In fact, everything points to any productivity gains from faster travel being significantly outweighed by increased crash costs. As of 2023, the Ministry of Transport estimates those costs
at $769,400 per serious injury and $14,265,600 per fatality.
When the WSP report was released, it projected traffic would experience mean speed reductions of between 5% and 9% on roads with lowered limits. This projection was based on actual changes
in driving speeds recorded using GPS-based traffic data.
The data showed these reductions resulted in actual death and injury savings “much greater than predicted”. While the observed speed reductions aligned with expectations, the projected
safety benefits significantly underestimated the actual harm reduction.
For example, on the Blenheim to Nelson stretch of State Highway 6, the predicted death and injury reduction was 22%, but the actual reduction was 82%. On State Highway 51, the reduction was
100% compared to an expected 31%.
Conversely, where speed limits were increased from 100 km/h to 110 km/h, as on the Cambridge section of the Waikato Expressway in December 2017, deaths and serious injuries rose by 133%
compared to pre-increase levels.
In Auckland, dozens of urban corridors will soon see speed limits rise from 50 km/h to 60 km/h. The Auckland Transport agency will also raise the limit on one stretch of Te Irirangi Drive
from 60 km/h to 80 km/h – exactly the kind of substantial increase the WSP report linked to dramatically higher crash risks.
Overall, the WSP report shows speed limit reductions worked better than expected at preventing harm, with significantly lower numbers of deaths and serious injuries annually across the
studied corridors.
It is likely the number of lives saved from these speed limit reductions are reflected in the 2024 road fatality statistics, where road deaths across New Zealand were below 300 for the first
time in a decade.
The director of land transport can only promise to “monitor” the impacts of the speed limit increases. In reality, there has been sufficient monitoring and measuring already to show speed
limit reductions reduce harm as well as deliver economic benefits.

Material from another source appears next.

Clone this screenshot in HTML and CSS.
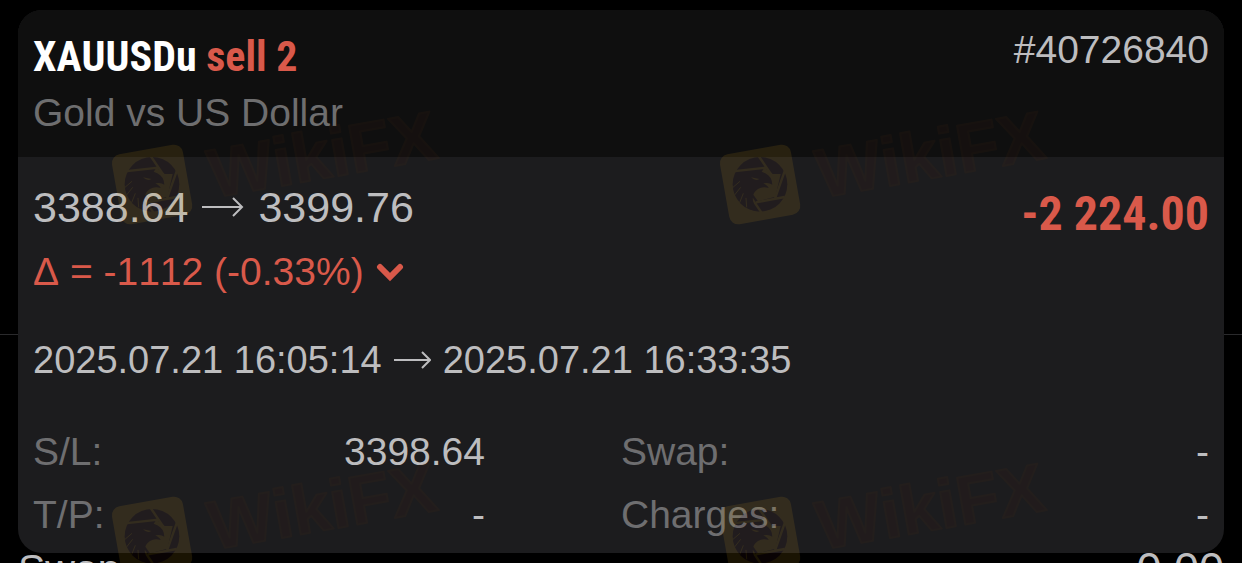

But the speed limit issue fits within a broader pattern of transport policy where ideology or political expediency appear to trump expert advice and economic analysis.
The government has frozen funding for cycling and walking projects, cancelled Auckland’s light rail plan, abandoned regional passenger rail initiatives and prioritised new highway
construction over maintenance of existing roads.
This is despite economic assessments consistently showing better benefit-cost ratios for public and active transport investments than for new road projects.
Such decisions also contradict the government’s own climate commitments and overlook mounting evidence that car-centric transport planning worsens congestion rather than alleviating it.
Similarly, economic assessment shows unequivocally that the financial benefits of lower speeds and safer roads far outweigh the costs. If economic rationality were the driving force behind
transport policy, speed limit reductions would be expanded rather than rolled back.